▶ _Work to do_
Transcribe the whole listing without a single picture.

▶ _Dataset extract_
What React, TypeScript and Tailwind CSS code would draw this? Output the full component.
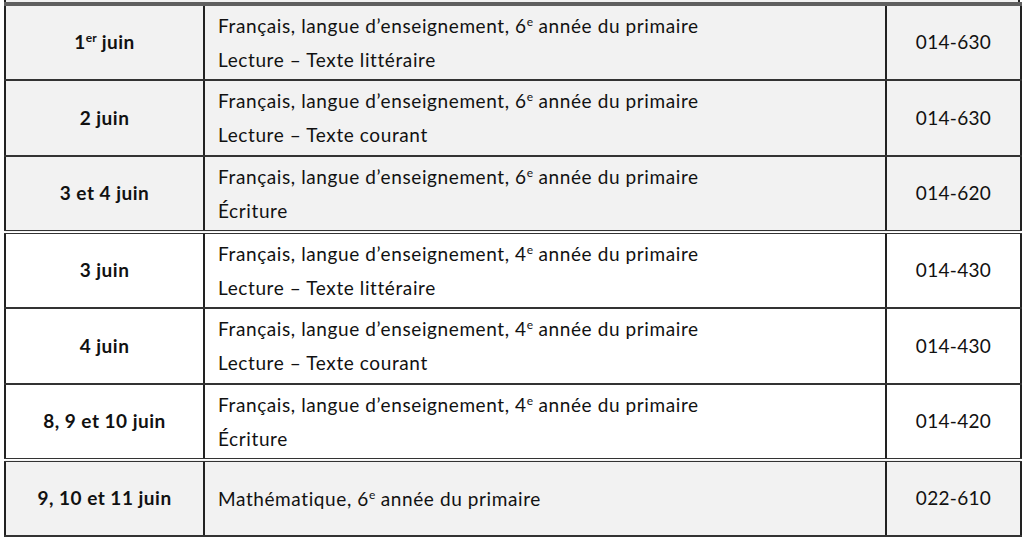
import React from 'react';

type Row = {
  date: React.ReactNode;
  lines: React.ReactNode[];
  code: string;
  shaded: boolean;
  doubleTop?: boolean;
};

const Sup = ({ children }: { children: React.ReactNode }) => (
  <span className="text-[12px] leading-none align-baseline relative -top-[7px] tracking-normal">{children}</span>
);

const fr6 = (
  <>
    Français, langue d’enseignement, 6<Sup>e</Sup> année du primaire
  </>
);
const fr4 = (
  <>
    Français, langue d’enseignement, 4<Sup>e</Sup> année du primaire
  </>
);

const rows: Row[] = [
  { date: <>1<Sup>er</Sup> juin</>, lines: [fr6, 'Lecture – Texte littéraire'], code: '014-630', shaded: true },
  { date: '2 juin', lines: [fr6, 'Lecture – Texte courant'], code: '014-630', shaded: true },
  { date: '3 et 4 juin', lines: [fr6, 'Écriture'], code: '014-620', shaded: true },
  { date: '3 juin', lines: [fr4, 'Lecture – Texte littéraire'], code: '014-430', shaded: false, doubleTop: true },
  { date: '4 juin', lines: [fr4, 'Lecture – Texte courant'], code: '014-430', shaded: false },
  { date: '8, 9 et 10 juin', lines: [fr4, 'Écriture'], code: '014-420', shaded: false },
  {
    date: '9, 10 et 11 juin',
    lines: [<>Mathématique, 6<Sup>e</Sup> année du primaire</>],
    code: '022-610',
    shaded: true,
    doubleTop: true,
  },
];

export default function App() {
  return (
    <div className="w-[1024px] h-[540px] bg-white pl-[4px] font-['Lato',sans-serif] text-[#111] overflow-hidden">
      <div className="h-[2px] w-[1016px] bg-[#f2f2f2] border-x-2 border-[#222]" />
      <table className="w-[1016px] border-collapse table-fixed">
        <colgroup>
          <col className="w-[199px]" />
          <col className="w-[682px]" />
          <col className="w-[135px]" />
        </colgroup>
        <tbody>
          {rows.map((r, i) => {
            const top = i === 0
              ? 'border-t-4 border-t-[#5f5f5f]'
              : r.doubleTop
              ? 'border-t-[4px] border-t-[#333] border-double'
              : 'border-t-2 border-t-[#333]';
            const bg = r.shaded ? 'bg-[#f2f2f2]' : 'bg-white';
            return (
              <tr key={i} className={`h-[76px] ${bg}`}>
                <td className={`${top} border-x-2 border-x-[#222] border-b-2 border-b-[#333] text-center align-middle font-bold text-[19px] tracking-[0.5px] px-0 py-0`}>
                  {r.date}
                </td>
                <td className={`${top} border-x-2 border-x-[#222] border-b-2 border-b-[#333] align-middle text-[19px] tracking-[0.6px] pl-[13px] pr-0 py-0`}>
                  {r.lines.map((l, j) => (
                    <div key={j} className="leading-[34px] h-[34px]">{l}</div>
                  ))}
                </td>
                <td className={`${top} border-x-2 border-x-[#222] border-b-2 border-b-[#333] text-center align-middle text-[19px] tracking-[0.3px] px-0 py-0`}>
                  {r.code}
                </td>
              </tr>
            );
          })}
        </tbody>
      </table>
    </div>
  );
}
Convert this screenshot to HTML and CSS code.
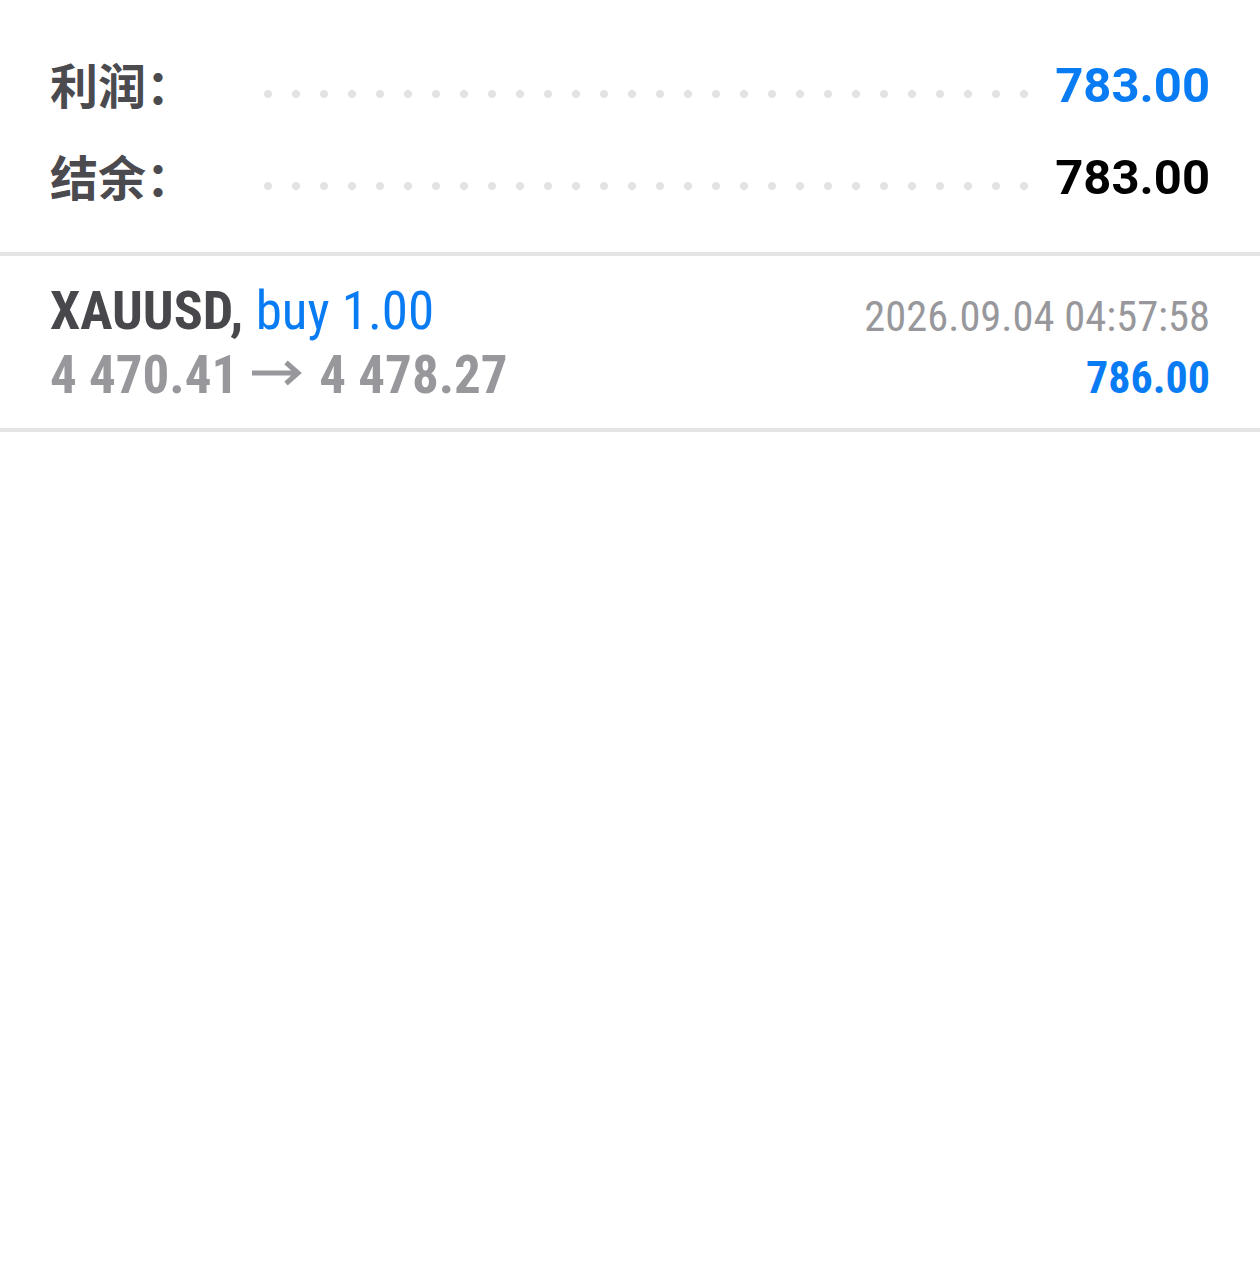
FILE: index.html
```html
<!DOCTYPE html>
<html lang="zh">
<head>
<meta charset="utf-8">
<title>交易</title>
<link rel="stylesheet" href="styles.css">
</head>
<body>
<section class="summary">
  <div class="sum-row">
    <span class="sum-label">利润：</span>
    <span class="leader"></span>
    <span class="sum-value blue">783.00</span>
  </div>
  <div class="sum-row">
    <span class="sum-label">结余：</span>
    <span class="leader"></span>
    <span class="sum-value">783.00</span>
  </div>
</section>
<section class="trade">
  <div class="trade-left">
    <div class="trade-line1"><span class="cond"><span class="symbol">XAUUSD,</span> <span class="side">buy 1.00</span></span></div>
    <div class="trade-line2"><span class="cond">4 470.41<svg class="arrow" viewBox="0 0 50 26" width="50" height="26" aria-label="→"><path d="M0 13H45M34 2.5L46 13L34 23.5" fill="none" stroke="#98989c" stroke-width="5" stroke-linejoin="miter"/></svg>4 478.27</span></div>
  </div>
  <div class="trade-right">
    <div class="trade-date"><span class="cond">2026.09.04 04:57:58</span></div>
    <div class="trade-profit"><span class="cond">786.00</span></div>
  </div>
</section>
</body>
</html>
```
FILE: styles.css
```css
html, body {
  margin: 0;
  padding: 0;
  background: #ffffff;
}

body {
  width: 1260px;
  font-family: Roboto, "Noto Sans CJK SC", sans-serif;
}

.summary {
  padding: 40px 50px 28px 50px;
  border-bottom: 4px solid #e4e4e4;
}

.sum-row {
  display: flex;
  align-items: center;
  height: 92px;
}

.sum-label {
  flex: 0 0 204px;
  font-family: "Noto Sans CJK SC", sans-serif;
  font-weight: 700;
  font-size: 48px;
  line-height: 92px;
  color: #4a4a4f;
  position: relative;
  top: -3px;
}

.leader {
  flex: 0 0 784px;
  height: 8px;
  margin-top: 16px;
  background-image: radial-gradient(circle at 14px 4px, #e3e3e3 3.6px, rgba(227,227,227,0) 4.4px);
  background-size: 28px 8px;
  background-repeat: repeat-x;
}

.sum-value {
  flex: 1;
  text-align: right;
  font-family: Roboto, sans-serif;
  font-weight: 700;
  font-size: 49px;
  line-height: 92px;
  color: #000000;
}

.blue {
  color: #0a7cf3;
}

.trade {
  display: flex;
  justify-content: space-between;
  padding: 23px 50px 21px 50px;
  border-bottom: 4px solid #e4e4e4;
}

.cond {
  display: inline-block;
  font-family: Roboto, sans-serif;
  font-stretch: condensed;
  white-space: nowrap;
}

.trade-line1 {
  font-size: 54px;
  line-height: 64px;
}

.symbol {
  font-weight: 700;
  color: #47474c;
}

.side {
  font-weight: 400;
  font-size: 53px;
  color: #0a7cf3;
}

.trade-line2 {
  font-size: 53px;
  line-height: 64px;
  font-weight: 700;
  color: #98989c;
}

.arrow {
  display: inline-block;
  vertical-align: 7px;
  margin: 0 17px 0 14px;
}

.trade-right {
  text-align: right;
  padding-top: 6px;
}

.trade-date {
  font-size: 42.5px;
  line-height: 64px;
  color: #98989c;
}

.trade-profit {
  font-size: 44px;
  line-height: 58px;
  font-weight: 700;
  color: #0a7cf3;
}
```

▶ _Correct answer_
What React, TypeScript and Tailwind CSS code would draw this? Output the full component.
import React from 'react';

type Row = {
  date: React.ReactNode;
  lines: React.ReactNode[];
  code: string;
  shaded: boolean;
  doubleTop?: boolean;
};

const Sup = ({ children }: { children: React.ReactNode }) => (
  <span className="text-[12px] leading-none align-baseline relative -top-[7px] tracking-normal">{children}</span>
);

const fr6 = (
  <>
    Français, langue d’enseignement, 6<Sup>e</Sup> année du primaire
  </>
);
const fr4 = (
  <>
    Français, langue d’enseignement, 4<Sup>e</Sup> année du primaire
  </>
);

const rows: Row[] = [
  { date: <>1<Sup>er</Sup> juin</>, lines: [fr6, 'Lecture – Texte littéraire'], code: '014-630', shaded: true },
  { date: '2 juin', lines: [fr6, 'Lecture – Texte courant'], code: '014-630', shaded: true },
  { date: '3 et 4 juin', lines: [fr6, 'Écriture'], code: '014-620', shaded: true },
  { date: '3 juin', lines: [fr4, 'Lecture – Texte littéraire'], code: '014-430', shaded: false, doubleTop: true },
  { date: '4 juin', lines: [fr4, 'Lecture – Texte courant'], code: '014-430', shaded: false },
  { date: '8, 9 et 10 juin', lines: [fr4, 'Écriture'], code: '014-420', shaded: false },
  {
    date: '9, 10 et 11 juin',
    lines: [<>Mathématique, 6<Sup>e</Sup> année du primaire</>],
    code: '022-610',
    shaded: true,
    doubleTop: true,
  },
];

export default function App() {
  return (
    <div className="w-[1024px] h-[540px] bg-white pl-[4px] font-['Lato',sans-serif] text-[#111] overflow-hidden">
      <div className="h-[2px] w-[1016px] bg-[#f2f2f2] border-x-2 border-[#222]" />
      <table className="w-[1016px] border-collapse table-fixed">
        <colgroup>
          <col className="w-[199px]" />
          <col className="w-[682px]" />
          <col className="w-[135px]" />
        </colgroup>
        <tbody>
          {rows.map((r, i) => {
            const top = i === 0
              ? 'border-t-4 border-t-[#5f5f5f]'
              : r.doubleTop
              ? 'border-t-[4px] border-t-[#333] border-double'
              : 'border-t-2 border-t-[#333]';
            const bg = r.shaded ? 'bg-[#f2f2f2]' : 'bg-white';
            return (
              <tr key={i} className={`h-[76px] ${bg}`}>
                <td className={`${top} border-x-2 border-x-[#222] border-b-2 border-b-[#333] text-center align-middle font-bold text-[19px] tracking-[0.5px] px-0 py-0`}>
                  {r.date}
                </td>
                <td className={`${top} border-x-2 border-x-[#222] border-b-2 border-b-[#333] align-middle text-[19px] tracking-[0.6px] pl-[13px] pr-0 py-0`}>
                  {r.lines.map((l, j) => (
                    <div key={j} className="leading-[34px] h-[34px]">{l}</div>
                  ))}
                </td>
                <td className={`${top} border-x-2 border-x-[#222] border-b-2 border-b-[#333] text-center align-middle text-[19px] tracking-[0.3px] px-0 py-0`}>
                  {r.code}
                </td>
              </tr>
            );
          })}
        </tbody>
      </table>
    </div>
  );
}
Convert this screenshot to HTML and CSS code.
FILE: index.html
```html
<!DOCTYPE html>
<html lang="zh">
<head>
<meta charset="utf-8">
<title>交易</title>
<link rel="stylesheet" href="styles.css">
</head>
<body>
<section class="summary">
  <div class="sum-row">
    <span class="sum-label">利润：</span>
    <span class="leader"></span>
    <span class="sum-value blue">783.00</span>
  </div>
  <div class="sum-row">
    <span class="sum-label">结余：</span>
    <span class="leader"></span>
    <span class="sum-value">783.00</span>
  </div>
</section>
<section class="trade">
  <div class="trade-left">
    <div class="trade-line1"><span class="cond"><span class="symbol">XAUUSD,</span> <span class="side">buy 1.00</span></span></div>
    <div class="trade-line2"><span class="cond">4 470.41<svg class="arrow" viewBox="0 0 50 26" width="50" height="26" aria-label="→"><path d="M0 13H45M34 2.5L46 13L34 23.5" fill="none" stroke="#98989c" stroke-width="5" stroke-linejoin="miter"/></svg>4 478.27</span></div>
  </div>
  <div class="trade-right">
    <div class="trade-date"><span class="cond">2026.09.04 04:57:58</span></div>
    <div class="trade-profit"><span class="cond">786.00</span></div>
  </div>
</section>
</body>
</html>
```
FILE: styles.css
```css
html, body {
  margin: 0;
  padding: 0;
  background: #ffffff;
}

body {
  width: 1260px;
  font-family: Roboto, "Noto Sans CJK SC", sans-serif;
}

.summary {
  padding: 40px 50px 28px 50px;
  border-bottom: 4px solid #e4e4e4;
}

.sum-row {
  display: flex;
  align-items: center;
  height: 92px;
}

.sum-label {
  flex: 0 0 204px;
  font-family: "Noto Sans CJK SC", sans-serif;
  font-weight: 700;
  font-size: 48px;
  line-height: 92px;
  color: #4a4a4f;
  position: relative;
  top: -3px;
}

.leader {
  flex: 0 0 784px;
  height: 8px;
  margin-top: 16px;
  background-image: radial-gradient(circle at 14px 4px, #e3e3e3 3.6px, rgba(227,227,227,0) 4.4px);
  background-size: 28px 8px;
  background-repeat: repeat-x;
}

.sum-value {
  flex: 1;
  text-align: right;
  font-family: Roboto, sans-serif;
  font-weight: 700;
  font-size: 49px;
  line-height: 92px;
  color: #000000;
}

.blue {
  color: #0a7cf3;
}

.trade {
  display: flex;
  justify-content: space-between;
  padding: 23px 50px 21px 50px;
  border-bottom: 4px solid #e4e4e4;
}

.cond {
  display: inline-block;
  font-family: Roboto, sans-serif;
  font-stretch: condensed;
  white-space: nowrap;
}

.trade-line1 {
  font-size: 54px;
  line-height: 64px;
}

.symbol {
  font-weight: 700;
  color: #47474c;
}

.side {
  font-weight: 400;
  font-size: 53px;
  color: #0a7cf3;
}

.trade-line2 {
  font-size: 53px;
  line-height: 64px;
  font-weight: 700;
  color: #98989c;
}

.arrow {
  display: inline-block;
  vertical-align: 7px;
  margin: 0 17px 0 14px;
}

.trade-right {
  text-align: right;
  padding-top: 6px;
}

.trade-date {
  font-size: 42.5px;
  line-height: 64px;
  color: #98989c;
}

.trade-profit {
  font-size: 44px;
  line-height: 58px;
  font-weight: 700;
  color: #0a7cf3;
}
```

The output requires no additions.